At a recent talk by Frog’s Matthew Sutton, a struggle I’ve been working through was crystallized: how do we mitigate the negative consequences of our solutions? For Hopelab, the struggle is the total impact of tech on young people. The press vacillates between “love it” and “hate it”, and we seem to be in the “tech is bad” period. Articles about smartphone addiction and the perils of social media continue to rise, however the academic research is inconclusive. This leaves many confused and curious. Nevertheless, new tech will be built. How might we create it with holistic impact? How might we mitigate the demand for short-term impact?

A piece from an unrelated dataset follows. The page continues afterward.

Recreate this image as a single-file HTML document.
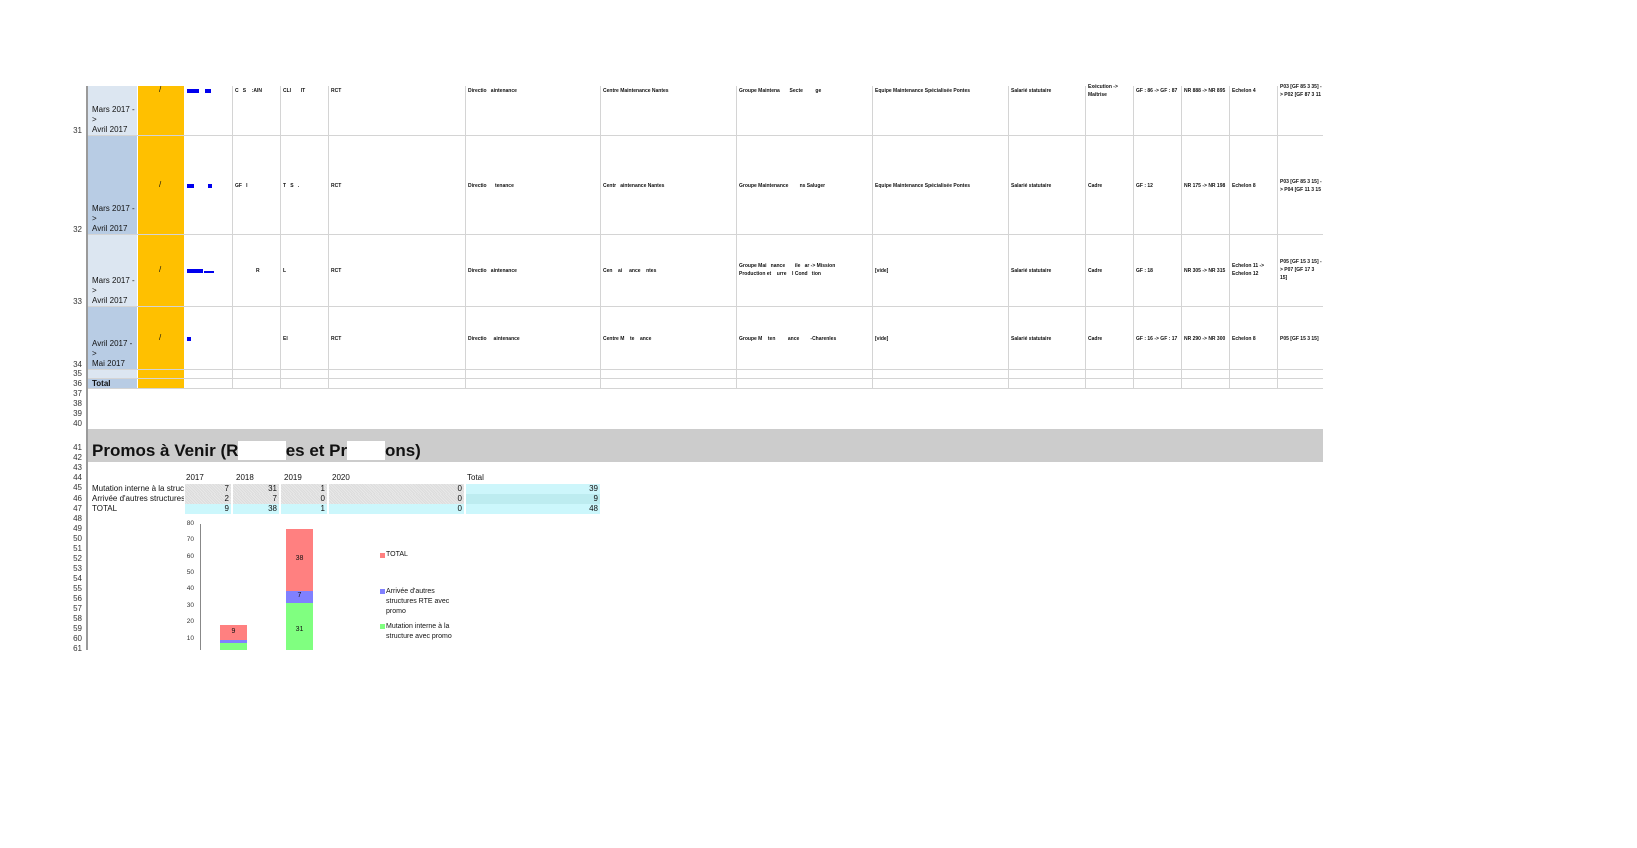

Examples are emerging on the dangers of short-term thinking. Facebook seems great on the individual level, but years later Cambridge Analytica scandal appears. AirBNB has made finding the perfect stay in the perfect city easier than ever, but at the cost of throwing wrenches into rental markets. Both are examples of how designing for the individual can go can wonky in the long term. Rob Girling and Emilia Palaveeva’s FastCo article “Beyond the Cult of Human-Centered Design” captures this thinking in the most compelling way. In it, they coined a new term, humanity-centered design to be equal to human-centered design: a method that looks to human need and to societal need, and an approach that maximizes longer term benefits.
Sutton’s talk and the FastCo article (and do read the article) leave me a little less troubled. Designing for the health of young people to have both short and long term impact is no small feat. While the blueprint is blurry, adding design principles that address the duality is a good first step.